There were an abundance of traits I loved about each character – from Miko’s stubbornness to Rah’s strong moral compass and earnestness; these characters are ones that feel very much alive and who’s plight I became consumed by. Yet, if I were to choose a favourite, it would be my beloved Cassandra. Darkly humorous, damaged, quick tempered, there was never a dull moment when Cassandra entered the scene. Her inner monologues made for many laugh out loud moments, and her foul-mouthed quips delighted me no end! Madson most definitely shines in her characterisation, I cannot wait to see the shape these characters take as the series progresses.
‘It would have been easier to slit his throat than to talk to him.’

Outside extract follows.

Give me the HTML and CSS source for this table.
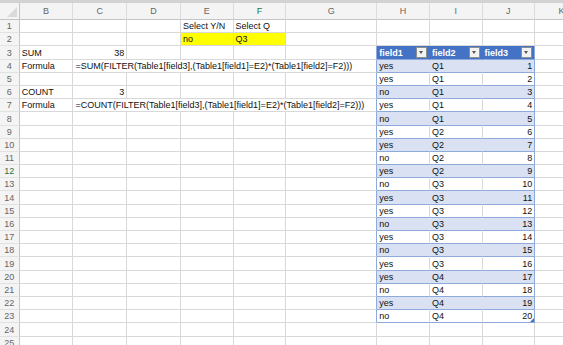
FILE: index.html
```html
<!DOCTYPE html>
<html lang="en">
<head>
    <meta charset="UTF-8">
    <title>Sheet1</title>
    <link rel="stylesheet" href="styles.css">
</head>
<body>
    <div class="topbar"></div>
    <table class="sheet">
        <colgroup>
            <col class="c-rows"><col class="c54"><col class="c54"><col class="c54"><col class="c53"><col class="c53">
            <col class="c88"><col class="c53"><col class="c53"><col class="c53"><col class="c54">
        </colgroup>
        <tr class="heads">
            <th class="corner"></th><th>B</th><th>C</th><th>D</th><th>E</th><th class="active">F</th><th>G</th><th>H</th><th>I</th><th>J</th><th>K</th>
        </tr>
        <tr><th class="rn">1</th><td></td><td></td><td></td><td>Select Y/N</td><td>Select Q</td><td></td><td></td><td></td><td></td><td></td></tr>
        <tr><th class="rn">2</th><td></td><td></td><td></td><td class="yellow">no</td><td class="yellow">Q3</td><td></td><td></td><td></td><td></td><td></td></tr>
        <tr><th class="rn">3</th><td>SUM</td><td class="num">38</td><td></td><td></td><td></td><td class="edge"></td>
            <td class="th-cell">field1<span class="filter"></span></td><td class="th-cell">field2<span class="filter"></span></td><td class="th-cell last">field3<span class="filter"></span></td><td></td></tr>
        <tr><th class="rn">4</th><td>Formula</td><td colspan="5" class="edge">=SUM(FILTER(Table1[field3],(Table1[field1]=E2)*(Table1[field2]=F2)))</td>
            <td class="t band">yes</td><td class="t band">Q1</td><td class="t band last num">1</td><td></td></tr>
        <tr><th class="rn">5</th><td></td><td></td><td></td><td></td><td></td><td class="edge"></td>
            <td class="t">yes</td><td class="t">Q1</td><td class="t last num">2</td><td></td></tr>
        <tr><th class="rn">6</th><td>COUNT</td><td class="num">3</td><td></td><td></td><td></td><td class="edge"></td>
            <td class="t band">no</td><td class="t band">Q1</td><td class="t band last num">3</td><td></td></tr>
        <tr><th class="rn">7</th><td>Formula</td><td colspan="5" class="edge">=COUNT(FILTER(Table1[field3],(Table1[field1]=E2)*(Table1[field2]=F2)))</td>
            <td class="t">yes</td><td class="t">Q1</td><td class="t last num">4</td><td></td></tr>
        <tr><th class="rn">8</th><td></td><td></td><td></td><td></td><td></td><td class="edge"></td>
            <td class="t band">no</td><td class="t band">Q1</td><td class="t band last num">5</td><td></td></tr>
        <tr><th class="rn">9</th><td></td><td></td><td></td><td></td><td></td><td class="edge"></td>
            <td class="t">yes</td><td class="t">Q2</td><td class="t last num">6</td><td></td></tr>
        <tr><th class="rn">10</th><td></td><td></td><td></td><td></td><td></td><td class="edge"></td>
            <td class="t band">yes</td><td class="t band">Q2</td><td class="t band last num">7</td><td></td></tr>
        <tr><th class="rn">11</th><td></td><td></td><td></td><td></td><td></td><td class="edge"></td>
            <td class="t">no</td><td class="t">Q2</td><td class="t last num">8</td><td></td></tr>
        <tr><th class="rn active">12</th><td></td><td></td><td></td><td></td><td></td><td class="edge"></td>
            <td class="t band">yes</td><td class="t band">Q2</td><td class="t band last num">9</td><td></td></tr>
        <tr><th class="rn">13</th><td></td><td></td><td></td><td></td><td></td><td class="edge"></td>
            <td class="t">no</td><td class="t">Q3</td><td class="t last num">10</td><td></td></tr>
        <tr><th class="rn">14</th><td></td><td></td><td></td><td></td><td></td><td class="edge"></td>
            <td class="t band">yes</td><td class="t band">Q3</td><td class="t band last num">11</td><td></td></tr>
        <tr><th class="rn">15</th><td></td><td></td><td></td><td></td><td></td><td class="edge"></td>
            <td class="t">yes</td><td class="t">Q3</td><td class="t last num">12</td><td></td></tr>
        <tr><th class="rn">16</th><td></td><td></td><td></td><td></td><td></td><td class="edge"></td>
            <td class="t band">no</td><td class="t band">Q3</td><td class="t band last num">13</td><td></td></tr>
        <tr><th class="rn">17</th><td></td><td></td><td></td><td></td><td></td><td class="edge"></td>
            <td class="t">yes</td><td class="t">Q3</td><td class="t last num">14</td><td></td></tr>
        <tr><th class="rn">18</th><td></td><td></td><td></td><td></td><td></td><td class="edge"></td>
            <td class="t band">no</td><td class="t band">Q3</td><td class="t band last num">15</td><td></td></tr>
        <tr><th class="rn">19</th><td></td><td></td><td></td><td></td><td></td><td class="edge"></td>
            <td class="t">yes</td><td class="t">Q3</td><td class="t last num">16</td><td></td></tr>
        <tr><th class="rn">20</th><td></td><td></td><td></td><td></td><td></td><td class="edge"></td>
            <td class="t band">yes</td><td class="t band">Q4</td><td class="t band last num">17</td><td></td></tr>
        <tr><th class="rn">21</th><td></td><td></td><td></td><td></td><td></td><td class="edge"></td>
            <td class="t">no</td><td class="t">Q4</td><td class="t last num">18</td><td></td></tr>
        <tr><th class="rn">22</th><td></td><td></td><td></td><td></td><td></td><td class="edge"></td>
            <td class="t band">yes</td><td class="t band">Q4</td><td class="t band last num">19</td><td></td></tr>
        <tr><th class="rn">23</th><td></td><td></td><td></td><td></td><td></td><td class="edge"></td>
            <td class="t">no</td><td class="t">Q4</td><td class="t last num end">20</td><td></td></tr>
        <tr><th class="rn">24</th><td></td><td></td><td></td><td></td><td></td><td></td><td></td><td></td><td></td><td></td></tr>
        <tr><th class="rn">25</th><td></td><td></td><td></td><td></td><td></td><td></td><td></td><td></td><td></td><td></td></tr>
    </table>
</body>
</html>
```

FILE: styles.css
```css
body {
    margin: 0;
    overflow: hidden;
    background: #fff;
    font-family: "Liberation Sans", Arial, sans-serif;
    color: #111;
}
.topbar {
    height: 3px;
    background: #d2d2d2;
}
/* column widths below are content widths: each cell adds 4px padding + 1px border */
.sheet {
    table-layout: fixed;
    border-collapse: separate;
    border-spacing: 0;
    width: 589px;
}
.c-rows { width: 18px; }
.c53 { width: 48px; }
.c54 { width: 49px; }
.c88 { width: 83px; }

/* column letters */
.heads th {
    height: 16px;
    padding: 0 2px;
    background: #f4f4f4;
    border-right: 1px solid #dcdcdc;
    border-bottom: 1px solid #c4c4c4;
    font-weight: normal;
    font-size: 9px;
    color: #666;
    text-align: center;
    vertical-align: middle;
}
.heads th.corner {
    position: relative;
    padding: 0;
    border-right: 1px solid #c4c4c4;
}
.corner::after {
    content: "";
    position: absolute;
    right: 2px;
    bottom: 2px;
    border-left: 10px solid transparent;
    border-bottom: 10px solid #dadada;
}

/* row numbers */
tr {
    height: 13.2px;
}
th.rn {
    padding: 0;
    background: #f4f4f4;
    border-right: 1px solid #c4c4c4;
    border-bottom: 1px solid #e2e2e2;
    font-weight: normal;
    font-size: 9px;
    color: #666;
    text-align: center;
    vertical-align: bottom;
    line-height: 12px;
}
th.active {
    color: #217346;
}

td {
    padding: 0 2px;
    border-right: 1px solid #d8d8d8;
    border-bottom: 1px solid #d8d8d8;
    font-size: 9px;
    line-height: 12px;
    vertical-align: bottom;
    white-space: nowrap;
    overflow: hidden;
}
td.num {
    text-align: right;
}
td.yellow {
    background: #ffff00;
}
td.edge {
    border-right-color: #8eaadb;
}

/* Table1 */
td.th-cell {
    position: relative;
    background: #4472c4;
    color: #fff;
    font-weight: bold;
    border-right-color: #4472c4;
    border-bottom-color: #8eaadb;
}
.filter {
    position: absolute;
    right: 2px;
    top: 1px;
    width: 9px;
    height: 9px;
    background: #f2f2f2;
    border: 1px solid #8e8e8e;
}
.filter::after {
    content: "";
    position: absolute;
    left: 2px;
    top: 3px;
    border-left: 2.5px solid transparent;
    border-right: 2.5px solid transparent;
    border-top: 3px solid #555;
}
td.t {
    border-bottom-color: #8eaadb;
}
td.band {
    background: #d9e1f2;
    border-right-color: #d9e1f2;
}
td.last {
    border-right-color: #8eaadb;
}
td.th-cell.last {
    border-right-color: #8eaadb;
}
td.end {
    position: relative;
}
td.end::after {
    content: "";
    position: absolute;
    right: 0;
    bottom: 0;
    border-left: 4px solid transparent;
    border-bottom: 4px solid #4472c4;
}
```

In terms of world building, Madson delivers a stellar job. The setting is that of ancient feudal Japan, and with the current release of more Asian-inspired fantasy novels, this is fast becoming one of my favourite settings. We see that Madson pays much attention to detail as she encompasses the Levanti race with deeply rich and unique culture. I loved their devotion to their horses, and the rituals they had to undertake before becoming fully fledged warriors. The magic system is very subtle in this first instalment; we are not given much explanation, particularly when concerning the powers of the priest’s son, Leo, and Cassandra’s inner voice; but nevertheless I enjoyed the mystery of it. Then as the novel progressed, I felt there were very clever turns of events which were skilfully weaved into the plot to connect the three POV’s together, and to deliver a cracking ending.
Political warfare, thrilling action scenes, endearing characters and a twisty twisty plot, this ticked all the right boxes for me. Devin Madson is certainly an author to keep your eye on, this book was a little more than addictive to read. We Ride the Storm, nah, We Revere the Storm!
ARC provided by Orbit UK in exchange for an honest review. Thank you for the copy! We Ride the Storm is out now!